[Rows from a dataset of pages and code]
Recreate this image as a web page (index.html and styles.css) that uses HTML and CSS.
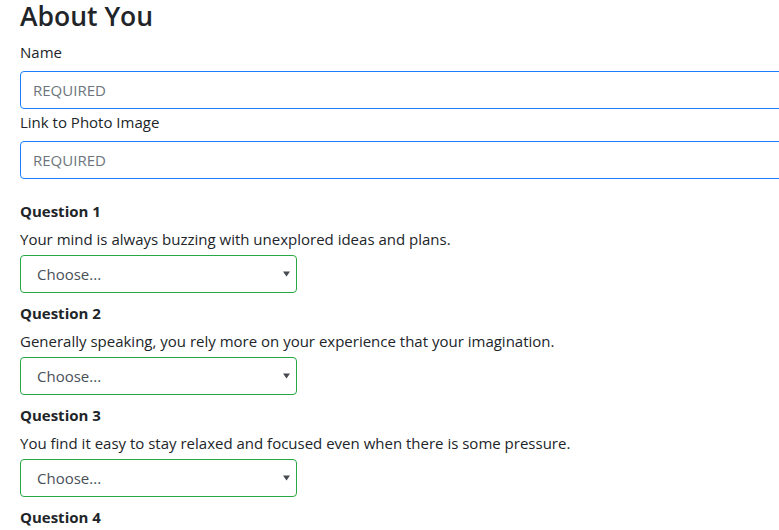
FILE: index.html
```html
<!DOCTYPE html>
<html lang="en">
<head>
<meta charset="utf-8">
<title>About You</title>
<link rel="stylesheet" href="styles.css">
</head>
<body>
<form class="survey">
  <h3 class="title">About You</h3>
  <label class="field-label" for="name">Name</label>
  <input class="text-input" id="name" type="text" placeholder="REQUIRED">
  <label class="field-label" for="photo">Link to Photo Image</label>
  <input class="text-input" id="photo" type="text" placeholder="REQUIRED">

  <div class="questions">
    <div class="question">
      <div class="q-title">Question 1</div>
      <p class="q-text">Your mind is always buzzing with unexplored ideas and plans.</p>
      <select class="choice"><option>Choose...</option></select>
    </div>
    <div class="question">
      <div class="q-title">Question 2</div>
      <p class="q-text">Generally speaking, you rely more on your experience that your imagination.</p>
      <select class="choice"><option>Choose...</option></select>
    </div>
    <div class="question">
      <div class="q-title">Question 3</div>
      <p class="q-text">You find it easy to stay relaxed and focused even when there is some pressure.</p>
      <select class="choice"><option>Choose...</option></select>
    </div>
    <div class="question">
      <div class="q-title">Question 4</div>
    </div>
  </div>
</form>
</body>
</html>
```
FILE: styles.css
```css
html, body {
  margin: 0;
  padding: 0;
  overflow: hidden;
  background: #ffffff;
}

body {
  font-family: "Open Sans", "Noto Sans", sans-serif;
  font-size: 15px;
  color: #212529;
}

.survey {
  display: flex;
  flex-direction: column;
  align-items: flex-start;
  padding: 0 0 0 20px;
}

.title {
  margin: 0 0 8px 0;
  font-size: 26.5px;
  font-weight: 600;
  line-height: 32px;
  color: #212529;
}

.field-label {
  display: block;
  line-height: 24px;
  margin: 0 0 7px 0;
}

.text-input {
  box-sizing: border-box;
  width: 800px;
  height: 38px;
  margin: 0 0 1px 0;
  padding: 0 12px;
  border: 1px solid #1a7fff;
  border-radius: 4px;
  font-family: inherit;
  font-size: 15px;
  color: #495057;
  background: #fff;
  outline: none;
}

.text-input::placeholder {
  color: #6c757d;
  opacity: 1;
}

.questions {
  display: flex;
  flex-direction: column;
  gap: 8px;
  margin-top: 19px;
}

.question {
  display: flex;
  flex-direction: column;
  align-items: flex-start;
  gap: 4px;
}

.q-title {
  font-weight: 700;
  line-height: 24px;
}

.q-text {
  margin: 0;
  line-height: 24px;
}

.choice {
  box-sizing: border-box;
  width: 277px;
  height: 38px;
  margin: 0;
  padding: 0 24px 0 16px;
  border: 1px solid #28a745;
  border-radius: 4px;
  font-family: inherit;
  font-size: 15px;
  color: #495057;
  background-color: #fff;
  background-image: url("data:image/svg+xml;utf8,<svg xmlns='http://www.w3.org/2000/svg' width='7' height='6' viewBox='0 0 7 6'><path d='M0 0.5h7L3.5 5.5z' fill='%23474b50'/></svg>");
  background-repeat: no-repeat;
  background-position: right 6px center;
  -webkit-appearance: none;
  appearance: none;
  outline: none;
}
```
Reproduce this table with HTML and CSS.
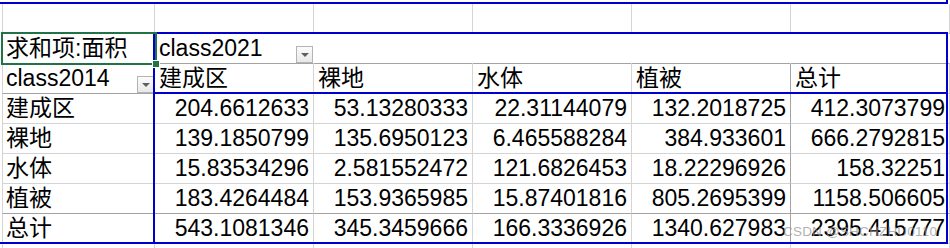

▶ **PROBLEM STATEMENT**:
Copy each line in full and exactly, omitting any picture.

▶ **EXERCISE OUTPUT**:
Recreate this image as a web page (index.html and styles.css) that uses HTML and CSS.
FILE: index.html
```html
<!DOCTYPE html>
<html lang="en">
<head>
<meta charset="utf-8">
<title>About You</title>
<link rel="stylesheet" href="styles.css">
</head>
<body>
<form class="survey">
  <h3 class="title">About You</h3>
  <label class="field-label" for="name">Name</label>
  <input class="text-input" id="name" type="text" placeholder="REQUIRED">
  <label class="field-label" for="photo">Link to Photo Image</label>
  <input class="text-input" id="photo" type="text" placeholder="REQUIRED">

  <div class="questions">
    <div class="question">
      <div class="q-title">Question 1</div>
      <p class="q-text">Your mind is always buzzing with unexplored ideas and plans.</p>
      <select class="choice"><option>Choose...</option></select>
    </div>
    <div class="question">
      <div class="q-title">Question 2</div>
      <p class="q-text">Generally speaking, you rely more on your experience that your imagination.</p>
      <select class="choice"><option>Choose...</option></select>
    </div>
    <div class="question">
      <div class="q-title">Question 3</div>
      <p class="q-text">You find it easy to stay relaxed and focused even when there is some pressure.</p>
      <select class="choice"><option>Choose...</option></select>
    </div>
    <div class="question">
      <div class="q-title">Question 4</div>
    </div>
  </div>
</form>
</body>
</html>
```
FILE: styles.css
```css
html, body {
  margin: 0;
  padding: 0;
  overflow: hidden;
  background: #ffffff;
}

body {
  font-family: "Open Sans", "Noto Sans", sans-serif;
  font-size: 15px;
  color: #212529;
}

.survey {
  display: flex;
  flex-direction: column;
  align-items: flex-start;
  padding: 0 0 0 20px;
}

.title {
  margin: 0 0 8px 0;
  font-size: 26.5px;
  font-weight: 600;
  line-height: 32px;
  color: #212529;
}

.field-label {
  display: block;
  line-height: 24px;
  margin: 0 0 7px 0;
}

.text-input {
  box-sizing: border-box;
  width: 800px;
  height: 38px;
  margin: 0 0 1px 0;
  padding: 0 12px;
  border: 1px solid #1a7fff;
  border-radius: 4px;
  font-family: inherit;
  font-size: 15px;
  color: #495057;
  background: #fff;
  outline: none;
}

.text-input::placeholder {
  color: #6c757d;
  opacity: 1;
}

.questions {
  display: flex;
  flex-direction: column;
  gap: 8px;
  margin-top: 19px;
}

.question {
  display: flex;
  flex-direction: column;
  align-items: flex-start;
  gap: 4px;
}

.q-title {
  font-weight: 700;
  line-height: 24px;
}

.q-text {
  margin: 0;
  line-height: 24px;
}

.choice {
  box-sizing: border-box;
  width: 277px;
  height: 38px;
  margin: 0;
  padding: 0 24px 0 16px;
  border: 1px solid #28a745;
  border-radius: 4px;
  font-family: inherit;
  font-size: 15px;
  color: #495057;
  background-color: #fff;
  background-image: url("data:image/svg+xml;utf8,<svg xmlns='http://www.w3.org/2000/svg' width='7' height='6' viewBox='0 0 7 6'><path d='M0 0.5h7L3.5 5.5z' fill='%23474b50'/></svg>");
  background-repeat: no-repeat;
  background-position: right 6px center;
  -webkit-appearance: none;
  appearance: none;
  outline: none;
}
```
Reproduce this table with HTML and CSS.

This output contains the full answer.